In the past, NACW was very active. During my six years as Executive Director of the LA City Commission on the Status of Women (1985-1991), the association produced publications and convened annual national conferences that drew women from across the U.S. to share ideas and programs.

Today, however, there are far fewer local and state commissions, with far fewer resources. NACW itself has no staff and many of its member commissions have or are being defunded. Most recently, the City of Los Angeles consolidated its 34 year-old commission with two other agencies, leaving only one staff member for its women’s program.

These commissions are the only institutionalized form of advocacy for women within government, and would be revitalized by working in partnership with a national organization. A Presidential Commission, as proposed in Speier’s legislation, represents the best chance to strengthen the focus on women’s issues, to revive the movement and to rebuild NACW.

Through passage of the Lilly Ledbetter Fair Pay Act and the creation of its new council, the Obama administration has already made a difference for women. But eight years from now, that council may be history; passage of Speier’s legislation would ensure that the Presidential Commission on Women will still exist, and still be pushing to advance women’ issues.

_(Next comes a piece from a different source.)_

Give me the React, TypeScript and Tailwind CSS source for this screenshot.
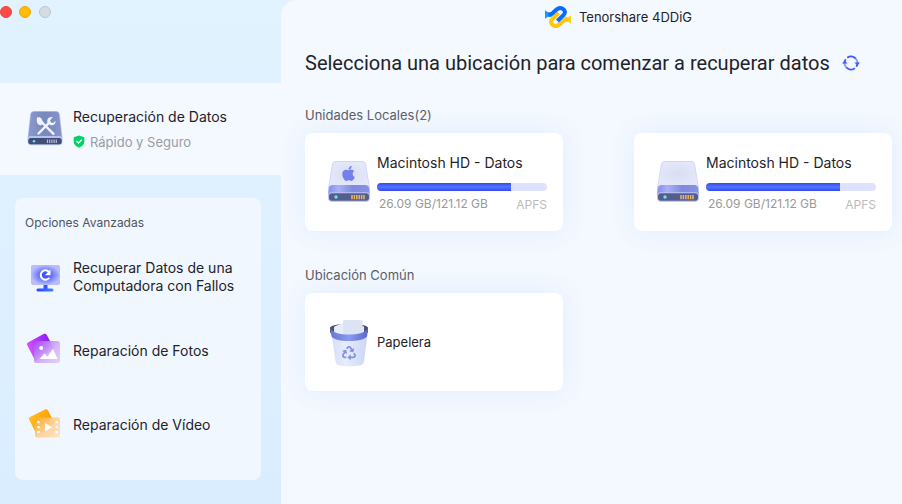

A new Presidential Commission on Women presents opportunity for progress despite the difficult economic times. Now is the time for women to come together, to collaborate and use every possible avenue to maintain advances and gain greater equality in the coming years.

Susan Rose, former Executive Director of the Los Angeles City Commission on the Status of Women, served eight years on the Santa Barbara County Board of Supervisors and is a board member of California Women Lead, a group working to help women achieve elected and appointed office.